------ Data section

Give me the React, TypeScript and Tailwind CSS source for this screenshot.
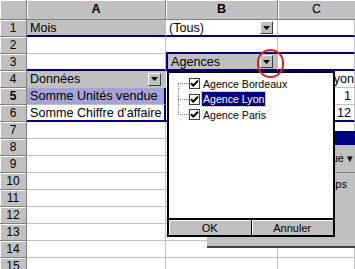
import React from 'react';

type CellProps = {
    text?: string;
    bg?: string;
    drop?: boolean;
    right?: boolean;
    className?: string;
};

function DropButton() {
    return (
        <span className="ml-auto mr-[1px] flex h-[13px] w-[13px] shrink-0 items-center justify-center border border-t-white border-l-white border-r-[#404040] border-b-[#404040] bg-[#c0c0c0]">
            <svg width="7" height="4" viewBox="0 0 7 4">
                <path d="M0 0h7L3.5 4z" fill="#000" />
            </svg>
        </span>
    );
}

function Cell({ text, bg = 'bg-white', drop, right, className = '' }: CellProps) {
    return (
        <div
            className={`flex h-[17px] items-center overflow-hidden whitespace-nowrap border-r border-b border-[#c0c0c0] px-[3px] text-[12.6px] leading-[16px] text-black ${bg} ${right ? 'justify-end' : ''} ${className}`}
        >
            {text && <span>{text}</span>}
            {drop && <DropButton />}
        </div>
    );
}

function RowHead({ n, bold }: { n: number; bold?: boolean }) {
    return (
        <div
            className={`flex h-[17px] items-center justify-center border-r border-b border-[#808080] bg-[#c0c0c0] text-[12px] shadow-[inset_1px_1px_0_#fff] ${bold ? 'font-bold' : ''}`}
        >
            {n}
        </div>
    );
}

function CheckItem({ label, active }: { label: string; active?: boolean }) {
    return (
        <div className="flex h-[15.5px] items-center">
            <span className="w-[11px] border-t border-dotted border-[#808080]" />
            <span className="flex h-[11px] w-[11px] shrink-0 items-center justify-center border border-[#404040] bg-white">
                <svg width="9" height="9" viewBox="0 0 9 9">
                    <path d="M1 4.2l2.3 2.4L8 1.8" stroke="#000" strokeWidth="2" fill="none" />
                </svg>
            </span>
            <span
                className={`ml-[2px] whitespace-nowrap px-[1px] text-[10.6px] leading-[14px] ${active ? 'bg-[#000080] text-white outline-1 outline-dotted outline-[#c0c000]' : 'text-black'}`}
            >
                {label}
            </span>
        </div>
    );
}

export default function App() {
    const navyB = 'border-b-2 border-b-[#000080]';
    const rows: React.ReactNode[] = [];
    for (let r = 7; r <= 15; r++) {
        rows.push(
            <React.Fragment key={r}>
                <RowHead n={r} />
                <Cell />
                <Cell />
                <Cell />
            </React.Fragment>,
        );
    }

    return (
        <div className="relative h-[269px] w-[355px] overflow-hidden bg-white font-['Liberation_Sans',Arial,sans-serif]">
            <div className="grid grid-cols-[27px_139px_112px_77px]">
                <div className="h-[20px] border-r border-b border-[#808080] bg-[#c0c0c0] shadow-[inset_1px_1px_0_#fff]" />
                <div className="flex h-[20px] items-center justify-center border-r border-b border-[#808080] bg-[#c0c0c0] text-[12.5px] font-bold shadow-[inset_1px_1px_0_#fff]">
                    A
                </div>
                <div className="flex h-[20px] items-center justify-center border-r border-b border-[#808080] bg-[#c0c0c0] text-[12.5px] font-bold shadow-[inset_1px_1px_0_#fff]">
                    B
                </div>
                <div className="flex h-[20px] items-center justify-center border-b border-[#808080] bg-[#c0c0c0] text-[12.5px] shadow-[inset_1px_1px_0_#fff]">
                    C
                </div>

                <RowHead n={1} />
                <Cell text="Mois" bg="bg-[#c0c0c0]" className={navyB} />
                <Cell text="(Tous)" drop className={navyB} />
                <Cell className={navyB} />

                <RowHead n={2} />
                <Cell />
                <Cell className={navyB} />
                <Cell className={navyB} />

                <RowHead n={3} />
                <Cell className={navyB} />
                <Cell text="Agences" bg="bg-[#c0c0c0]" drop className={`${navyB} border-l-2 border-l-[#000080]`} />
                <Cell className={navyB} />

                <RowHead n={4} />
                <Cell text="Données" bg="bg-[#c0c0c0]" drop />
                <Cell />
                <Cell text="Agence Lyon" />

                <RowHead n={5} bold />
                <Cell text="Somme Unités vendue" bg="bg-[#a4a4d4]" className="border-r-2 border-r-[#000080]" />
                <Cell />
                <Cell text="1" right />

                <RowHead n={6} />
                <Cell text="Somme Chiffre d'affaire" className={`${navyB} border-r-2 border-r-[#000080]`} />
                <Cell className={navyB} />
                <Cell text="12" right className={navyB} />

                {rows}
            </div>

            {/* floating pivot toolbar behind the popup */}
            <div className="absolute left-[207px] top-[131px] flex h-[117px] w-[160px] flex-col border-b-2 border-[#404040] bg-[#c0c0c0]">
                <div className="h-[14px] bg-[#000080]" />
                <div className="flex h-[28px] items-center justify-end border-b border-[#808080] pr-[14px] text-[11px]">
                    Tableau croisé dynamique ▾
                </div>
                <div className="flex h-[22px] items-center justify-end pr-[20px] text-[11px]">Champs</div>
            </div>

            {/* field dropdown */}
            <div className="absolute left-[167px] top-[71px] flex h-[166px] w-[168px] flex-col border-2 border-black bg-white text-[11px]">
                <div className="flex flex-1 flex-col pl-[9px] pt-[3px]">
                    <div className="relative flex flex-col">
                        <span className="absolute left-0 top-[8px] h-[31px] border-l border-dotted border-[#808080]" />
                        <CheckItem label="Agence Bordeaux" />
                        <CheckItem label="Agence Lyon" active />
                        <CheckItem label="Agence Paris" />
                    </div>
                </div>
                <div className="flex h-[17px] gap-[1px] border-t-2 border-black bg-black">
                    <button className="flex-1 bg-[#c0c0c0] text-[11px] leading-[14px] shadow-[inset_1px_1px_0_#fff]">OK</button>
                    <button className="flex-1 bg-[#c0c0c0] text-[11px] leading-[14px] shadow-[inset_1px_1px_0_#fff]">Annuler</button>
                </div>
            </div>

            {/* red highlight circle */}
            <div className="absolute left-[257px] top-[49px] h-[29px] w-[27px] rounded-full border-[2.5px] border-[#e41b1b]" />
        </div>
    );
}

------------

= Given problem =
Each line of the data should be quoted exactly, with pictures left out.

= Completed task =
Give me the React, TypeScript and Tailwind CSS source for this screenshot.
import React from 'react';

type CellProps = {
    text?: string;
    bg?: string;
    drop?: boolean;
    right?: boolean;
    className?: string;
};

function DropButton() {
    return (
        <span className="ml-auto mr-[1px] flex h-[13px] w-[13px] shrink-0 items-center justify-center border border-t-white border-l-white border-r-[#404040] border-b-[#404040] bg-[#c0c0c0]">
            <svg width="7" height="4" viewBox="0 0 7 4">
                <path d="M0 0h7L3.5 4z" fill="#000" />
            </svg>
        </span>
    );
}

function Cell({ text, bg = 'bg-white', drop, right, className = '' }: CellProps) {
    return (
        <div
            className={`flex h-[17px] items-center overflow-hidden whitespace-nowrap border-r border-b border-[#c0c0c0] px-[3px] text-[12.6px] leading-[16px] text-black ${bg} ${right ? 'justify-end' : ''} ${className}`}
        >
            {text && <span>{text}</span>}
            {drop && <DropButton />}
        </div>
    );
}

function RowHead({ n, bold }: { n: number; bold?: boolean }) {
    return (
        <div
            className={`flex h-[17px] items-center justify-center border-r border-b border-[#808080] bg-[#c0c0c0] text-[12px] shadow-[inset_1px_1px_0_#fff] ${bold ? 'font-bold' : ''}`}
        >
            {n}
        </div>
    );
}

function CheckItem({ label, active }: { label: string; active?: boolean }) {
    return (
        <div className="flex h-[15.5px] items-center">
            <span className="w-[11px] border-t border-dotted border-[#808080]" />
            <span className="flex h-[11px] w-[11px] shrink-0 items-center justify-center border border-[#404040] bg-white">
                <svg width="9" height="9" viewBox="0 0 9 9">
                    <path d="M1 4.2l2.3 2.4L8 1.8" stroke="#000" strokeWidth="2" fill="none" />
                </svg>
            </span>
            <span
                className={`ml-[2px] whitespace-nowrap px-[1px] text-[10.6px] leading-[14px] ${active ? 'bg-[#000080] text-white outline-1 outline-dotted outline-[#c0c000]' : 'text-black'}`}
            >
                {label}
            </span>
        </div>
    );
}

export default function App() {
    const navyB = 'border-b-2 border-b-[#000080]';
    const rows: React.ReactNode[] = [];
    for (let r = 7; r <= 15; r++) {
        rows.push(
            <React.Fragment key={r}>
                <RowHead n={r} />
                <Cell />
                <Cell />
                <Cell />
            </React.Fragment>,
        );
    }

    return (
        <div className="relative h-[269px] w-[355px] overflow-hidden bg-white font-['Liberation_Sans',Arial,sans-serif]">
            <div className="grid grid-cols-[27px_139px_112px_77px]">
                <div className="h-[20px] border-r border-b border-[#808080] bg-[#c0c0c0] shadow-[inset_1px_1px_0_#fff]" />
                <div className="flex h-[20px] items-center justify-center border-r border-b border-[#808080] bg-[#c0c0c0] text-[12.5px] font-bold shadow-[inset_1px_1px_0_#fff]">
                    A
                </div>
                <div className="flex h-[20px] items-center justify-center border-r border-b border-[#808080] bg-[#c0c0c0] text-[12.5px] font-bold shadow-[inset_1px_1px_0_#fff]">
                    B
                </div>
                <div className="flex h-[20px] items-center justify-center border-b border-[#808080] bg-[#c0c0c0] text-[12.5px] shadow-[inset_1px_1px_0_#fff]">
                    C
                </div>

                <RowHead n={1} />
                <Cell text="Mois" bg="bg-[#c0c0c0]" className={navyB} />
                <Cell text="(Tous)" drop className={navyB} />
                <Cell className={navyB} />

                <RowHead n={2} />
                <Cell />
                <Cell className={navyB} />
                <Cell className={navyB} />

                <RowHead n={3} />
                <Cell className={navyB} />
                <Cell text="Agences" bg="bg-[#c0c0c0]" drop className={`${navyB} border-l-2 border-l-[#000080]`} />
                <Cell className={navyB} />

                <RowHead n={4} />
                <Cell text="Données" bg="bg-[#c0c0c0]" drop />
                <Cell />
                <Cell text="Agence Lyon" />

                <RowHead n={5} bold />
                <Cell text="Somme Unités vendue" bg="bg-[#a4a4d4]" className="border-r-2 border-r-[#000080]" />
                <Cell />
                <Cell text="1" right />

                <RowHead n={6} />
                <Cell text="Somme Chiffre d'affaire" className={`${navyB} border-r-2 border-r-[#000080]`} />
                <Cell className={navyB} />
                <Cell text="12" right className={navyB} />

                {rows}
            </div>

            {/* floating pivot toolbar behind the popup */}
            <div className="absolute left-[207px] top-[131px] flex h-[117px] w-[160px] flex-col border-b-2 border-[#404040] bg-[#c0c0c0]">
                <div className="h-[14px] bg-[#000080]" />
                <div className="flex h-[28px] items-center justify-end border-b border-[#808080] pr-[14px] text-[11px]">
                    Tableau croisé dynamique ▾
                </div>
                <div className="flex h-[22px] items-center justify-end pr-[20px] text-[11px]">Champs</div>
            </div>

            {/* field dropdown */}
            <div className="absolute left-[167px] top-[71px] flex h-[166px] w-[168px] flex-col border-2 border-black bg-white text-[11px]">
                <div className="flex flex-1 flex-col pl-[9px] pt-[3px]">
                    <div className="relative flex flex-col">
                        <span className="absolute left-0 top-[8px] h-[31px] border-l border-dotted border-[#808080]" />
                        <CheckItem label="Agence Bordeaux" />
                        <CheckItem label="Agence Lyon" active />
                        <CheckItem label="Agence Paris" />
                    </div>
                </div>
                <div className="flex h-[17px] gap-[1px] border-t-2 border-black bg-black">
                    <button className="flex-1 bg-[#c0c0c0] text-[11px] leading-[14px] shadow-[inset_1px_1px_0_#fff]">OK</button>
                    <button className="flex-1 bg-[#c0c0c0] text-[11px] leading-[14px] shadow-[inset_1px_1px_0_#fff]">Annuler</button>
                </div>
            </div>

            {/* red highlight circle */}
            <div className="absolute left-[257px] top-[49px] h-[29px] w-[27px] rounded-full border-[2.5px] border-[#e41b1b]" />
        </div>
    );
}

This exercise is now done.